One company in India imports used cooking oil, produces biodiesel, and exports 100% of the product. There are abundant opportunities for MSMEs in various sectors. We also need to educate the agriculture sector on efficient power use and water conservation. MSMEs can become agricultural service providers, offering complete mechanization services. In my village, I observe sugarcane farmers burning crops before harvesting, causing loss of sugar content and pollution. The government provides subsidies for biogas and it plans to blend it with natural gas. Mechanizing farming can minimize pollution and waste generation.
Panel Discussion
Anju Mary: Tamil Nadu has set an ambitious target to be carbon neutral by 2050. How does Tamil Nadu compare to the carbon footprint targets set? What are the next steps needed to be taken to align with these targets?
Ravichandran: Tamil Nadu has taken a number of initiatives. The Center for Environment, Energy and Water (CEEW) based in New Delhi has prepared a report and roadmap. They have identified the need to add 175 gigawatts of solar energy by 2040 to become carbon neutral by 2050. They also plan to add 17 gigawatts of offshore wind. In addition, they have plans to increase the forest cover across the length and breadth of the state, which will act as carbon sinks. Tamil Nadu’s emission may peak by 2047 and it is expected to achieve net zero by 2050. Funding all this will be the biggest challenge.
Anju Mary: What initiatives have been taken by your organization to reach your carbon neutrality / your sustainability target?
Ponnuswami: From the beginning itself, we have been using recycled packing material. We pack every month about 10,000 tons of chemicals. For 70% of this need, we reuse the packing material. We also teach our users to return the barrels without damage. Instead of using road transport, for bulk transport, we use shipping through Ennore port. We have also installed wind mills and add a capacity of 3 MW every year.
Unnikrishnan: Saint Gobain has committed to be carbon neutral by 2050. We have set objectives for 2030, taking 2017 as the base, which include reducing our absolute energy consumption; water usage; and non-recovered waste by a certain percentage. In one of our new furnaces which was started last week, 25% of the energy comes from renewable sources of electricity. Earlier, we were using 100% natural gas. It’s a new design and new technology that is used.
Secondly, we have brought in a lot of alternate raw materials, bringing down our Scope-1 emissions. Thirdly, we use the recycled content.
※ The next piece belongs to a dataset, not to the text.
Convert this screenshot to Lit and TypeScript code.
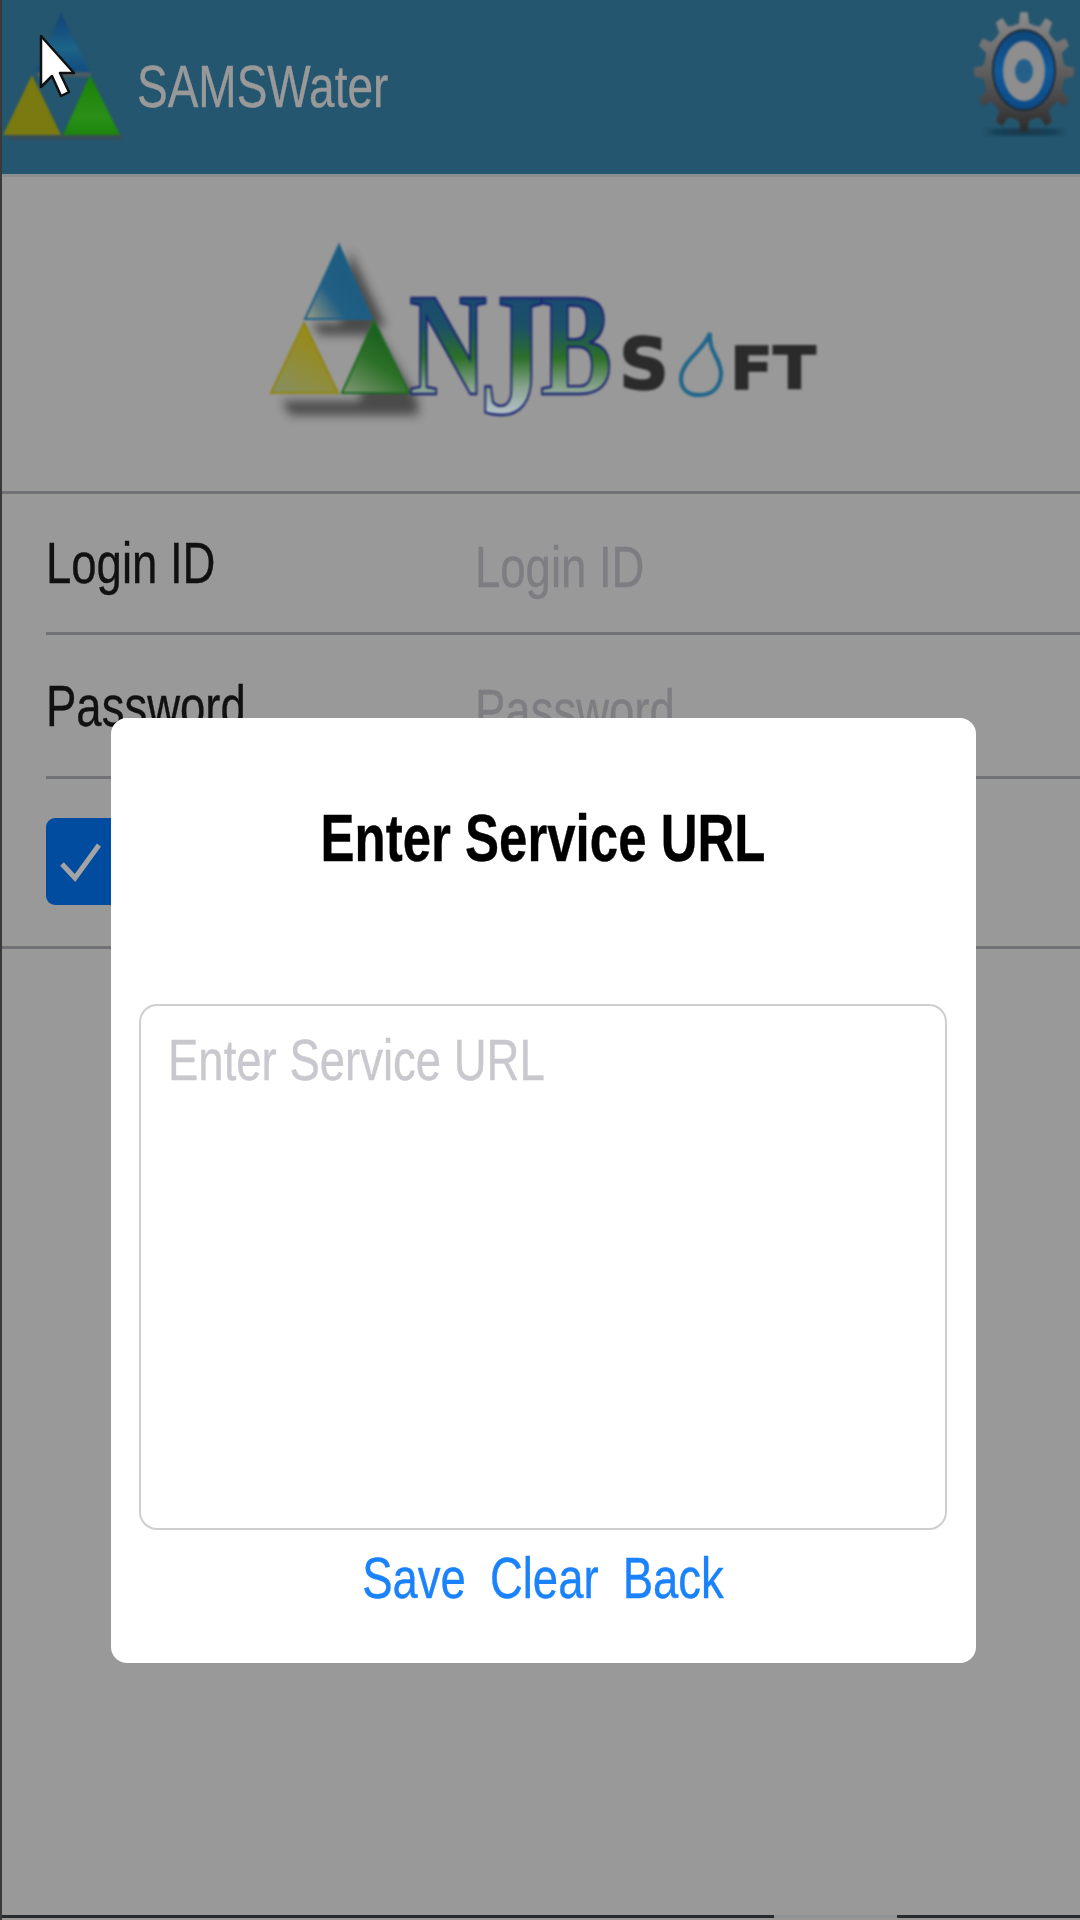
import { LitElement, html, css } from 'lit';
import { customElement } from 'lit/decorators.js';

// 12 tooth gear, unit circle stretched to the squashed look of the original
function gearPoints(cx: number, cy: number, rx: number, ry: number) {
  const teeth = 12;
  const pts: string[] = [];
  for (let i = 0; i < teeth; i++) {
    const a = (i / teeth) * Math.PI * 2 - Math.PI / 2;
    const step = (Math.PI * 2) / teeth;
    const stops: [number, number][] = [
      [-0.5, 0.8],
      [-0.24, 0.82],
      [-0.14, 1],
      [0.14, 1],
      [0.24, 0.82],
    ];
    for (const [off, r] of stops) {
      const t = a + off * step;
      pts.push(`${(cx + Math.cos(t) * rx * r).toFixed(1)},${(cy + Math.sin(t) * ry * r).toFixed(1)}`);
    }
  }
  return pts.join(' ');
}

@customElement('app-root')
export class AppRoot extends LitElement {
  static styles = css`
    :host {
      display: flex;
      flex-direction: column;
      position: relative;
      box-sizing: border-box;
      width: 1080px;
      height: 1920px;
      overflow: hidden;
      background: #999;
      border-left: 2px solid #3a3a3a;
      font-family: 'Liberation Sans', Arial, sans-serif;
    }
    .tall {
      display: inline-block;
      font-size: 45.5px;
      line-height: 60px;
      transform: scaleY(1.28);
      filter: blur(0.6px);
      -webkit-text-stroke: 0.3px currentColor;
      white-space: nowrap;
    }
    .header {
      display: flex;
      align-items: center;
      flex: none;
      height: 174px;
      background: #25566f;
      border-bottom: 3px solid #8b8f92;
    }
    .header svg {
      display: block;
      flex: none;
      filter: blur(0.9px);
    }
    .brand {
      margin-left: 12px;
      font-size: 46px;
      color: #999;
    }
    .gear {
      margin-left: auto;
    }
    .logo {
      display: flex;
      justify-content: center;
      align-items: center;
      flex: none;
      height: 314px;
      border-bottom: 3px solid #717275;
    }
    .logo svg {
      display: block;
      margin: -6px 0 0 8px;
      filter: blur(0.9px);
    }
    .row {
      display: flex;
      align-items: center;
      flex: none;
      margin-left: 44px;
      height: 138px;
      border-bottom: 3px solid #717275;
      color: #111;
    }
    .row.second {
      height: 141px;
    }
    .row .label {
      width: 429px;
      padding-top: 2px;
    }
    .row .hint {
      color: #7d7d82;
      padding-top: 8px;
    }
    .check-row {
      display: flex;
      align-items: center;
      flex: none;
      height: 167px;
      padding-left: 44px;
      border-bottom: 3px solid #717275;
    }
    .check {
      display: flex;
      align-items: center;
      justify-content: center;
      width: 87px;
      height: 87px;
      margin-top: -3px;
      border-radius: 9px;
      background: #014c9f;
    }
    .check svg {
      display: block;
      margin-left: -20px;
      filter: blur(0.5px);
    }
    .spacer {
      flex: 1;
    }
    .taskbar {
      display: flex;
      flex: none;
      height: 3px;
      margin-bottom: 2px;
    }
    .taskbar .seg {
      flex: 1;
      background: #262a2e;
    }
    .taskbar .gap {
      flex: none;
      width: 123px;
      background: #8f9295;
    }
    .taskbar .end {
      flex: none;
      width: 183px;
      background: #262a2e;
    }
    .dialog {
      position: absolute;
      left: 109px;
      top: 718px;
      box-sizing: border-box;
      width: 865px;
      height: 945px;
      padding: 91px 29px 0 28px;
      background: #fff;
      border-radius: 16px;
      filter: blur(0.3px);
    }
    .title {
      display: flex;
      justify-content: center;
    }
    .title .tall {
      font-size: 51px;
      font-weight: 700;
      color: #000;
      transform: scaleY(1.31);
    }
    .area {
      box-sizing: border-box;
      height: 526px;
      margin-top: 135px;
      padding: 25px 27px;
      border: 2px solid #cfcfd2;
      border-radius: 18px;
    }
    .area .tall {
      color: #c8c8ce;
    }
    .actions {
      display: flex;
      justify-content: center;
      gap: 24px;
      margin-top: 19px;
      color: #1a82fb;
    }
    .cursor {
      position: absolute;
      left: 36px;
      top: 32px;
      filter: blur(0.6px);
    }
  `;

  private renderHeaderLogo() {
    return html`<svg width="123" height="174" viewBox="2 0 123 174">
      <defs>
        <linearGradient id="hb" x1="0" y1="0" x2="0" y2="1">
          <stop offset="0" stop-color="#123f78" />
          <stop offset="0.6" stop-color="#1c6488" />
          <stop offset="1" stop-color="#124c80" />
        </linearGradient>
        <linearGradient id="hg" x1="0" y1="0" x2="0" y2="1">
          <stop offset="0" stop-color="#1a8008" />
          <stop offset="0.7" stop-color="#2a9018" />
          <stop offset="1" stop-color="#1c840c" />
        </linearGradient>
      </defs>
      <rect x="8" y="133" width="114" height="7" fill="#3c4c52" opacity="0.8" />
      <path d="M37 72h54v5H37z" fill="#4b5c62" />
      <path d="M61 13 90 72H36Z" fill="url(#hb)" />
      <path d="M32 75 61 135H3Z" fill="#7b7a10" />
      <path d="M90 75 120 135H63Z" fill="url(#hg)" />
    </svg>`;
  }

  private renderGear() {
    return html`<svg class="gear" width="108" height="174" viewBox="970 0 108 174">
      <defs>
        <linearGradient id="gm" x1="0" y1="0" x2="0" y2="1">
          <stop offset="0" stop-color="#8c8c8c" />
          <stop offset="0.5" stop-color="#5e5e5e" />
          <stop offset="1" stop-color="#2c2c2c" />
        </linearGradient>
        <linearGradient id="gr" x1="0" y1="0" x2="0" y2="1">
          <stop offset="0" stop-color="#0d4478" />
          <stop offset="0.5" stop-color="#105a9c" />
          <stop offset="1" stop-color="#0c4a86" />
        </linearGradient>
        <filter id="gs"><feGaussianBlur stdDeviation="3" /></filter>
      </defs>
      <ellipse cx="1023" cy="132" rx="38" ry="3" fill="#0c2a3a" filter="url(#gs)" />
      <polygon points=${gearPoints(1022, 72, 50, 60)} fill="url(#gm)" />
      <ellipse cx="1022" cy="70" rx="31" ry="40" fill="url(#gr)" stroke="#1c2c3c" stroke-width="2" />
      <ellipse cx="1022" cy="71" rx="21" ry="30" fill="#8e8e8e" />
      <ellipse cx="1022" cy="71" rx="9" ry="12" fill="#25608a" />
    </svg>`;
  }

  private renderLogo() {
    const serif = "'Liberation Serif', serif";
    const wide = "'DejaVu Sans', sans-serif";
    return html`<svg width="570" height="200" viewBox="260 230 570 200">
      <defs>
        <linearGradient id="tb" x1="0" y1="1" x2="0.8" y2="0.4">
          <stop offset="0" stop-color="#a09e84" />
          <stop offset="0.5" stop-color="#215f84" />
          <stop offset="1" stop-color="#1c5c80" />
        </linearGradient>
        <linearGradient id="ty" x1="0.1" y1="1" x2="0.6" y2="0.2">
          <stop offset="0" stop-color="#878f60" />
          <stop offset="1" stop-color="#978b1a" />
        </linearGradient>
        <linearGradient id="tg" x1="0.1" y1="1" x2="0.6" y2="0.2">
          <stop offset="0" stop-color="#7a9470" />
          <stop offset="0.6" stop-color="#2c7028" />
          <stop offset="1" stop-color="#1c6020" />
        </linearGradient>
        <linearGradient id="nj" gradientUnits="userSpaceOnUse" x1="0" y1="-96" x2="0" y2="19">
          <stop offset="0" stop-color="#1a4c70" />
          <stop offset="0.25" stop-color="#1c5068" />
          <stop offset="0.52" stop-color="#2c7028" />
          <stop offset="0.78" stop-color="#8aa48f" />
          <stop offset="1" stop-color="#b4c0c8" />
        </linearGradient>
        <filter id="ts" x="-20%" y="-20%" width="140%" height="140%"><feGaussianBlur stdDeviation="5" /></filter>
      </defs>
      <g filter="url(#ts)" fill="#2a2a2a" opacity="0.7">
        <path d="M350 250 386 325H340Z" />
        <path d="M282 400H418V414H290Z" />
        <path d="M372 322 418 400H360Z" />
        <path d="M312 322H372V334H320Z" />
      </g>
      <path d="M339 244 372 318H305Z" fill="url(#tb)" stroke="#1d5f86" stroke-width="2" />
      <path d="M304 322 338 392H271Z" fill="url(#ty)" stroke="#8f8414" stroke-width="2" />
      <path d="M374 320 409 392H342Z" fill="url(#tg)" stroke="#1c6a22" stroke-width="2" />
      <text transform="translate(409 393) scale(0.74 1)" font-family=${serif} font-weight="700" font-size="146"
        fill="url(#nj)" stroke="#1a2670" stroke-width="2.4">N<tspan font-size="176" dx="-10" dy="19">J</tspan><tspan dx="-6" dy="-19">B</tspan></text>
      <g font-family=${wide} font-weight="700" fill="#2b2b2b" stroke="#2b2b2b" stroke-width="1.5">
        <text x="619" y="388" font-size="72" textLength="50" lengthAdjust="spacingAndGlyphs">S</text>
        <text x="730" y="388" font-size="59" textLength="86" lengthAdjust="spacingAndGlyphs">FT</text>
      </g>
      <path d="M710 332C704 350 681 360 681 378C681 390 690 394 700 394C714 394 721 384 721 372C721 358 708 350 710 332Z"
        fill="none" stroke="#1f6488" stroke-width="4" />
    </svg>`;
  }

  render() {
    return html`
      <div class="header">
        ${this.renderHeaderLogo()}
        <span class="tall brand">SAMSWater</span>
        ${this.renderGear()}
      </div>
      <div class="logo">${this.renderLogo()}</div>
      <div class="row">
        <span class="tall label">Login ID</span>
        <span class="tall hint">Login ID</span>
      </div>
      <div class="row second">
        <span class="tall label">Password</span>
        <span class="tall hint">Password</span>
      </div>
      <div class="check-row">
        <div class="check">
          <svg width="44" height="44" viewBox="0 0 44 44">
            <path d="M4 25 17 39 41 6" fill="none" stroke="#a4a4a4" stroke-width="5" />
          </svg>
        </div>
      </div>
      <div class="spacer"></div>
      <div class="taskbar">
        <div class="seg"></div>
        <div class="gap"></div>
        <div class="end"></div>
      </div>

      <div class="dialog">
        <div class="title"><span class="tall">Enter Service URL</span></div>
        <div class="area"><span class="tall">Enter Service URL</span></div>
        <div class="actions">
          <span class="tall">Save</span>
          <span class="tall">Clear</span>
          <span class="tall">Back</span>
        </div>
      </div>

      <svg class="cursor" width="40" height="70" viewBox="0 0 40 70">
        <path d="M3 4V55L14 44 23 64 31 60 22 41H36Z" fill="#fff" stroke="#111" stroke-width="2.5" stroke-linejoin="round" />
      </svg>
    `;
  }
}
Glass is infinitely recyclable. Though in India, we don’t get much of glass waste as ours is a new construction market, we get waste from our value chain. We have also taken many initiatives in Industry 4.0 and installed smart meters and sensors. 40% of the electricity used in our sites is coming from renewable sources of power.
We have converted several trucks which are used for transport into CNG powered trucks. Lastly, we now use recyclable steel packings, replacing wooden packings, to transport our glass, which all of us know is very fragile. This is a big transformation, done not just by us but also our customers.